No garbage collector kicking in, no magic performed by the runtime. Even though it may be not really true, it really does feel like you have full control over the machine.

Portability

Well, not exactly a feature of C, but just a matter of fact. But probably this point is moot, if your target are just regular recent x86-family processors. But it is good to know that you can compile for, say, your MIPS wireless router.

What I hate about C

Makefiles

Writing the Makefile for the project was like always a major PITA and more or less consisting of copy-pasting snippets from various tutorials and Stackoverflow questions, then poking around until it does what I want. I probably really need to RTFM some day, because writing Makefiles seems not to be a skill you just pick up on the fly. For me, it is just a necessary evil. Maybe I am just spoiled by other languages.
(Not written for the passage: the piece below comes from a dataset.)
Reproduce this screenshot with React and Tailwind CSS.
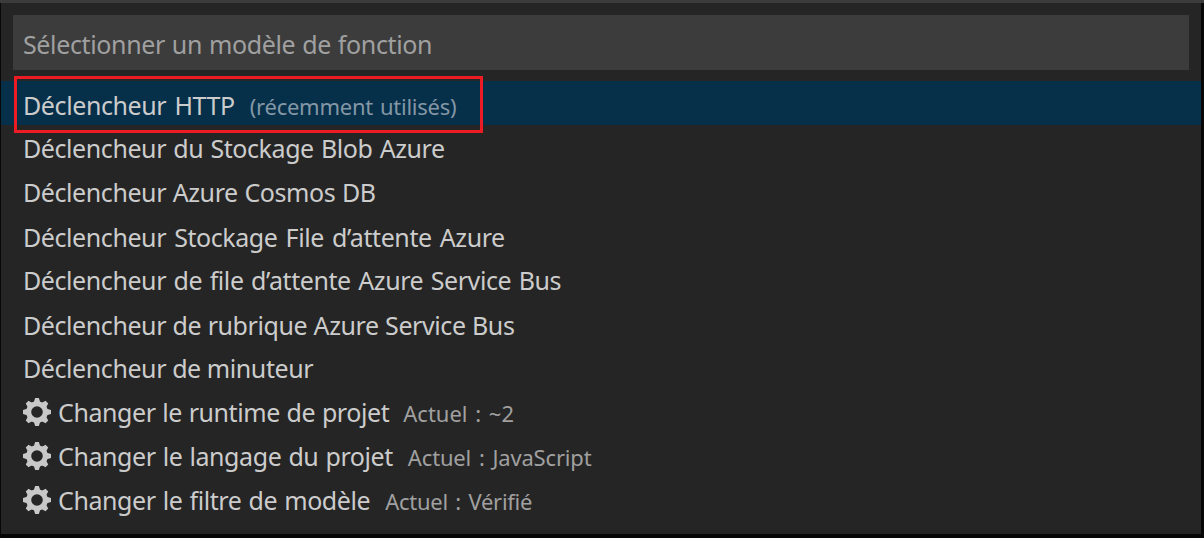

Of course, this point does not apply to C itself, but Makefiles are the usually used with C or C++ projects and are the de-facto standard build system, so I think this is fair.

Historical madness

Separation of .c and .h files, always needing to change function signatures in two different places, needing macro guards to prevent multiple includes of the same file, needing a prototype signature, if you use a function before the definition. The resulting amount of boilerplate code. Working with strings. These are just examples from a huge list of small annoyances. Not even asking for the accomplishments of PL theory and engineering of the last decades. I know that all of this is historical baggage we now can’t change. I just hope that someday Rust or something similar will succeed and replace C. Probably won’t ever happen, but one can always dream!

My Conclusion

While you can get along without fancy tools in e.g. Haskell or Ruby most of the time, in C appropriate tooling is indispensable. It also makes programming in C is a lot more bearable and fun. You still probably need almost twice as much time to accomplish the same thing and have a lot more ways to make mistakes, but in the end it pays off. I am not afraid of SEGFAULTs and memory corruptions anymore, but I still rather wouldn’t use C without a very compelling reason to do so.